## Begin DATA PROVIDED

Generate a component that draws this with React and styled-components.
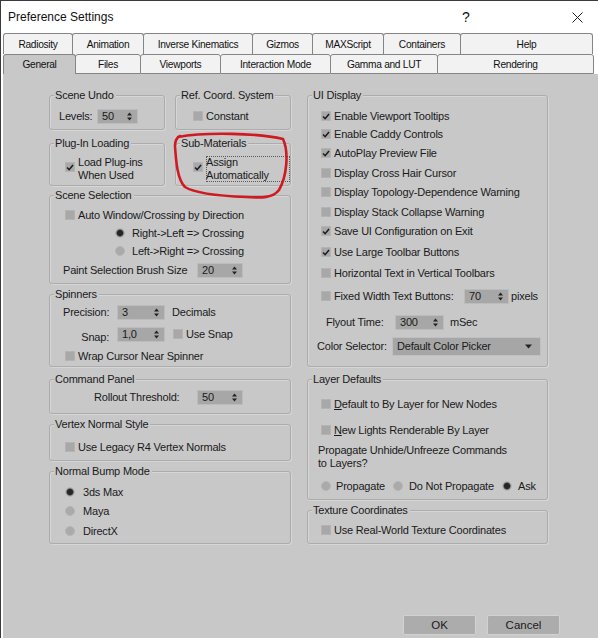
import React from "react";
import styled, { createGlobalStyle } from "styled-components";

const FONT = `"Liberation Sans", Arial, sans-serif`;

const GlobalStyle = createGlobalStyle`
  html, body {
    margin: 0;
    padding: 0;
    background: #ffffff;
  }
  body {
    font-family: ${FONT};
    color: #1a1a1a;
  }
`;

const Window = styled.div`
  position: relative;
  width: 598px;
  height: 638px;
  box-sizing: border-box;
  border-left: 1px solid #3a3a3a;
  border-top: 1px solid #3a3a3a;
  background: #ffffff;
  display: flex;
  flex-direction: column;
  overflow: hidden;
`;

const TitleBar = styled.div`
  height: 32px;
  display: flex;
  align-items: center;
  padding-left: 7px;
  font-size: 12px;
  color: #111;
`;

const TitleText = styled.div`
  flex: 1;
`;

const HelpGlyph = styled.span`
  width: 14px;
  margin-right: 98px;
  font-size: 14px;
  text-align: center;
`;

const CloseGlyph = styled.span`
  width: 12px;
  height: 12px;
  margin-right: 15px;
  display: flex;
  align-items: center;
  justify-content: center;
`;

const TabStrip = styled.div`
  margin-left: 2px;
  display: flex;
  flex-direction: column;
`;

const TabRow = styled.div`
  display: flex;
  height: ${(p) => p.$h}px;
`;

const Tab = styled.div`
  box-sizing: border-box;
  flex: none;
  width: ${(p) => p.$w}px;
  height: 100%;
  margin-right: -1px;
  border: 1px solid #858585;
  border-bottom: ${(p) => (p.$bottom && !p.$active ? "1px solid #858585" : "none")};
  border-radius: 3px 3px 0 0;
  background: ${(p) => (p.$active ? "#c8c8c8" : "#f2f2f2")};
  display: flex;
  align-items: center;
  justify-content: center;
  font-size: 10.2px;
  letter-spacing: -0.3px;
  color: #111;
`;

const Panel = styled.div`
  flex: 1;
  margin-left: 2px;
  background: #c8c8c8;
  padding: 21px 0 3px 46px;
  display: flex;
  flex-direction: column;
`;

const Columns = styled.div`
  display: grid;
  grid-template-columns: 242px 241px;
  column-gap: 16px;
  align-items: start;
`;

const Column = styled.div`
  display: flex;
  flex-direction: column;
`;

const Pair = styled.div`
  display: grid;
  grid-template-columns: 116px 116px;
  column-gap: 10px;
  margin-top: ${(p) => p.$mt || 0}px;
`;

const Box = styled.div`
  box-sizing: border-box;
  height: ${(p) => p.$h}px;
  margin-top: ${(p) => p.$mt || 0}px;
  border: 1px solid #acacac;
  border-radius: 3px;
  box-shadow: inset 1px 1px 0 #d6d6d6, 1px 1px 0 #d6d6d6;
  display: flex;
  flex-direction: column;
  font-size: 11px;
  letter-spacing: -0.2px;
`;

const BoxTitle = styled.div`
  align-self: flex-start;
  height: 14px;
  line-height: 14px;
  margin: -8px 0 -6px 4px;
  padding: 0 2px 0 1px;
  background: #c8c8c8;
  white-space: nowrap;
  position: relative;
`;

const Row = styled.div`
  display: flex;
  align-items: ${(p) => (p.$top ? "flex-start" : "center")};
  height: ${(p) => p.$h || 16}px;
  margin-top: ${(p) => p.$mt || 0}px;
  padding-left: ${(p) => p.$pl || 0}px;
  white-space: nowrap;
`;

const Label = styled.span`
  flex: none;
  width: ${(p) => (p.$w ? `${p.$w}px` : "auto")};
  text-align: ${(p) => p.$align || "left"};
  margin-left: ${(p) => p.$ml || 0}px;
  margin-top: ${(p) => p.$dy || 0}px;
`;

const Lines = styled.div`
  line-height: 13px;
  margin-left: ${(p) => p.$ml || 0}px;
`;

const Square = styled.span`
  flex: none;
  box-sizing: border-box;
  width: 10px;
  height: 10px;
  margin-left: ${(p) => p.$ml || 0}px;
  margin-top: ${(p) => p.$mtop || 0}px;
  margin-right: 3px;
  background: #a8a8a8;
  border: 1px solid #b3b3b3;
  display: flex;
  align-items: center;
  justify-content: center;
`;

const Dot = styled.span`
  flex: none;
  box-sizing: border-box;
  width: 10px;
  height: 10px;
  border-radius: 50%;
  margin-right: ${(p) => p.$gap || 5}px;
  background: ${(p) =>
    p.$on
      ? "radial-gradient(circle, #262626 0 2.6px, #555 3.2px, #9a9a9a 4px)"
      : "#aaaaaa"};
  border: 1px solid #b5b5b5;
`;

const RadioOption = styled.span`
  display: flex;
  align-items: center;
  flex: none;
  width: ${(p) => (p.$w ? `${p.$w}px` : "auto")};
`;

const SpinBox = styled.span`
  flex: none;
  box-sizing: border-box;
  width: ${(p) => p.$w}px;
  height: 15px;
  margin-left: ${(p) => p.$ml || 0}px;
  background: #a7a7a7;
  border: 1px solid #bcbcbc;
  display: flex;
  align-items: center;
  justify-content: space-between;
  padding: 0 5px 0 4px;
  font-size: 11px;
`;

const DropBox = styled.span`
  flex: none;
  box-sizing: border-box;
  width: 149px;
  height: 19px;
  background: #a6a6a6;
  border: 1px solid #c0c0c0;
  display: flex;
  align-items: center;
  justify-content: space-between;
  padding: 0 8px 0 4px;
`;

const FocusLabel = styled.span`
  box-sizing: border-box;
  width: 84px;
  line-height: 13px;
  outline: 1px dotted #5a5a5a;
  outline-offset: -1px;
`;

const U = styled.span`
  text-decoration: underline;
`;

const ButtonBar = styled.div`
  margin-top: auto;
  display: flex;
  justify-content: flex-end;
  gap: 11px;
  padding-right: 38px;
`;

const Button = styled.div`
  box-sizing: border-box;
  width: 73px;
  height: 20px;
  background: #acacac;
  border: 1px solid #d2d2d2;
  border-radius: 2px;
  display: flex;
  align-items: center;
  justify-content: center;
  font-size: 11.5px;
`;

const Annotation = styled.svg`
  position: absolute;
  left: -1px;
  top: -1px;
  pointer-events: none;
`;

const CheckBox = ({ checked, ml, mtop }) => (
  <Square $ml={ml} $mtop={mtop}>
    {checked && (
      <svg width="9" height="9" viewBox="0 0 9 9">
        <path d="M1.2 4.6 L3.5 7 L7.9 1.6" fill="none" stroke="#1c1c1c" strokeWidth="1.7" />
      </svg>
    )}
  </Square>
);

const Spinner = ({ w, value, ml }) => (
  <SpinBox $w={w} $ml={ml}>
    <span>{value}</span>
    <svg width="5" height="9" viewBox="0 0 5 9">
      <polygon points="0,3.6 2.5,0.6 5,3.6" fill="#222" />
      <polygon points="0,5.4 2.5,8.4 5,5.4" fill="#222" />
    </svg>
  </SpinBox>
);

const topTabs = [
  ["Radiosity", 70],
  ["Animation", 72],
  ["Inverse Kinematics", 110],
  ["Gizmos", 61],
  ["MAXScript", 72],
  ["Containers", 78],
  ["Help", 133],
];

const bottomTabs = [
  ["General", 73],
  ["Files", 66],
  ["Viewports", 81],
  ["Interaction Mode", 111],
  ["Gamma and LUT", 108],
  ["Rendering", 157],
];

const uiDisplay = [
  ["Enable Viewport Tooltips", true, 12],
  ["Enable Caddy Controls", true, 2],
  ["AutoPlay Preview File", true, 3],
  ["Display Cross Hair Cursor", false, 4],
  ["Display Topology-Dependence Warning", false, 3],
  ["Display Stack Collapse Warning", false, 4],
  ["Save UI Configuration on Exit", true, 3],
  ["Use Large Toolbar Buttons", true, 5],
  ["Horizontal Text in Vertical Toolbars", false, 5],
];

export default function App() {
  return (
    <>
      <GlobalStyle />
      <Window>
        <TitleBar>
          <TitleText>Preference Settings</TitleText>
          <HelpGlyph>?</HelpGlyph>
          <CloseGlyph>
            <svg width="11" height="11" viewBox="0 0 11 11">
              <path d="M0.5 0.5 L10.5 10.5 M10.5 0.5 L0.5 10.5" stroke="#222" strokeWidth="1" />
            </svg>
          </CloseGlyph>
        </TitleBar>

        <TabStrip>
          <TabRow $h={21}>
            {topTabs.map(([name, w]) => (
              <Tab key={name} $w={w}>{name}</Tab>
            ))}
          </TabRow>
          <TabRow $h={20}>
            {bottomTabs.map(([name, w], i) => (
              <Tab key={name} $w={w} $bottom $active={i === 0}>{name}</Tab>
            ))}
          </TabRow>
        </TabStrip>

        <Panel>
          <Columns>
            <Column>
              <Pair>
                <Box $h={35}>
                  <BoxTitle>Scene Undo</BoxTitle>
                  <Row $mt={12} $pl={9}>
                    <Label $w={38}>Levels:</Label>
                    <Spinner w={41} value="50" />
                  </Row>
                </Box>
                <Box $h={35}>
                  <BoxTitle>Ref. Coord. System</BoxTitle>
                  <Row $mt={12} $pl={17}>
                    <CheckBox />
                    <Label>Constant</Label>
                  </Row>
                </Box>
              </Pair>

              <Pair $mt={13}>
                <Box $h={43}>
                  <BoxTitle>Plug-In Loading</BoxTitle>
                  <Row $top $h={26} $mt={12} $pl={15}>
                    <CheckBox checked mtop={6} />
                    <Lines>Load Plug-ins<br />When Used</Lines>
                  </Row>
                </Box>
                <Box $h={43}>
                  <BoxTitle>Sub-Materials</BoxTitle>
                  <Row $top $h={26} $mt={12} $pl={17}>
                    <CheckBox checked mtop={6} />
                    <FocusLabel>Assign<br />Automatically</FocusLabel>
                  </Row>
                </Box>
              </Pair>

              <Box $h={89} $mt={9}>
                <BoxTitle>Scene Selection</BoxTitle>
                <Row $mt={11} $pl={15}>
                  <CheckBox />
                  <Label>Auto Window/Crossing by Direction</Label>
                </Row>
                <Row $mt={2} $pl={65}>
                  <RadioOption><Dot $on $gap={7} />Right-&gt;Left =&gt; Crossing</RadioOption>
                </Row>
                <Row $mt={2} $pl={65}>
                  <RadioOption><Dot $gap={7} />Left-&gt;Right =&gt; Crossing</RadioOption>
                </Row>
                <Row $mt={3} $pl={13}>
                  <Label $w={134}>Paint Selection Brush Size</Label>
                  <Spinner w={46} value="20" />
                </Row>
              </Box>

              <Box $h={73} $mt={10}>
                <BoxTitle>Spinners</BoxTitle>
                <Row $mt={9} $pl={13}>
                  <Label $w={46} $align="right">Precision:</Label>
                  <Spinner w={48} value="3" ml={8} />
                  <Label $ml={7}>Decimals</Label>
                </Row>
                <Row $mt={6} $pl={13}>
                  <Label $w={46} $align="right" $dy={6}>Snap:</Label>
                  <Spinner w={48} value="1,0" ml={8} />
                  <CheckBox ml={8} />
                  <Label>Use Snap</Label>
                </Row>
                <Row $mt={6} $pl={15}>
                  <CheckBox />
                  <Label>Wrap Cursor Near Spinner</Label>
                </Row>
              </Box>

              <Box $h={35} $mt={12}>
                <BoxTitle>Command Panel</BoxTitle>
                <Row $mt={9} $pl={44}>
                  <Label $w={103}>Rollout Threshold:</Label>
                  <Spinner w={46} value="50" />
                </Row>
              </Box>

              <Box $h={37} $mt={10}>
                <BoxTitle>Vertex Normal Style</BoxTitle>
                <Row $mt={14} $pl={15}>
                  <CheckBox />
                  <Label>Use Legacy R4 Vertex Normals</Label>
                </Row>
              </Box>

              <Box $h={73} $mt={10}>
                <BoxTitle>Normal Bump Mode</BoxTitle>
                <Row $mt={12} $pl={15}>
                  <RadioOption><Dot $on $gap={8} />3ds Max</RadioOption>
                </Row>
                <Row $mt={3} $pl={15}>
                  <RadioOption><Dot $gap={8} />Maya</RadioOption>
                </Row>
                <Row $mt={4} $pl={15}>
                  <RadioOption><Dot $gap={8} />DirectX</RadioOption>
                </Row>
              </Box>
            </Column>

            <Column>
              <Box $h={272}>
                <BoxTitle>UI Display</BoxTitle>
                {uiDisplay.map(([text, on, mt]) => (
                  <Row key={text} $mt={mt} $pl={13}>
                    <CheckBox checked={on} />
                    <Label>{text}</Label>
                  </Row>
                ))}
                <Row $mt={7} $pl={13}>
                  <CheckBox />
                  <Label $w={130}>Fixed Width Text Buttons:</Label>
                  <Spinner w={45} value="70" />
                  <Label $ml={2}>pixels</Label>
                </Row>
                <Row $mt={10} $pl={18}>
                  <Label $w={69}>Flyout Time:</Label>
                  <Spinner w={49} value="300" />
                  <Label $ml={6}>mSec</Label>
                </Row>
                <Row $mt={8} $pl={9}>
                  <Label $w={75}>Color Selector:</Label>
                  <DropBox>
                    <span>Default Color Picker</span>
                    <svg width="7" height="5" viewBox="0 0 7 5">
                      <polygon points="0,0.5 7,0.5 3.5,4.5" fill="#222" />
                    </svg>
                  </DropBox>
                </Row>
              </Box>

              <Box $h={121} $mt={12}>
                <BoxTitle>Layer Defaults</BoxTitle>
                <Row $mt={16} $pl={13}>
                  <CheckBox />
                  <Label><U>D</U>efault to By Layer for New Nodes</Label>
                </Row>
                <Row $mt={10} $pl={13}>
                  <CheckBox />
                  <Label><U>N</U>ew Lights Renderable By Layer</Label>
                </Row>
                <Row $h={26} $mt={6} $pl={10}>
                  <Lines>Propagate Unhide/Unfreeze Commands<br />to Layers?</Lines>
                </Row>
                <Row $mt={8} $pl={13}>
                  <RadioOption $w={72}><Dot />Propagate</RadioOption>
                  <RadioOption $w={109}><Dot $gap={6} />Do Not Propagate</RadioOption>
                  <RadioOption><Dot $on $gap={6} />Ask</RadioOption>
                </Row>
              </Box>

              <Box $h={34} $mt={10}>
                <BoxTitle>Texture Coordinates</BoxTitle>
                <Row $mt={11} $pl={13}>
                  <CheckBox />
                  <Label>Use Real-World Texture Coordinates</Label>
                </Row>
              </Box>
            </Column>
          </Columns>

          <ButtonBar>
            <Button>OK</Button>
            <Button>Cancel</Button>
          </ButtonBar>
        </Panel>

        <Annotation width="598" height="638" viewBox="0 0 598 638">
          <path
            d="M178 137 C205 132 258 133 283 139 C289 152 287 176 279 190 C273 198 262 198 246 197 C220 196 196 194 185 187 C177 179 176 160 175 146 C175 141 176 138 180 136"
            fill="none"
            stroke="#cf1a22"
            strokeWidth="2.6"
            strokeLinecap="round"
          />
        </Annotation>
      </Window>
    </>
  );
}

## End DATA PROVIDED

* [EXERCISE]: Copy out each line of the data where the string "components" appears.

* [THE ANSWER]:
Generate a component that draws this with React and styled-components.
import styled, { createGlobalStyle } from "styled-components";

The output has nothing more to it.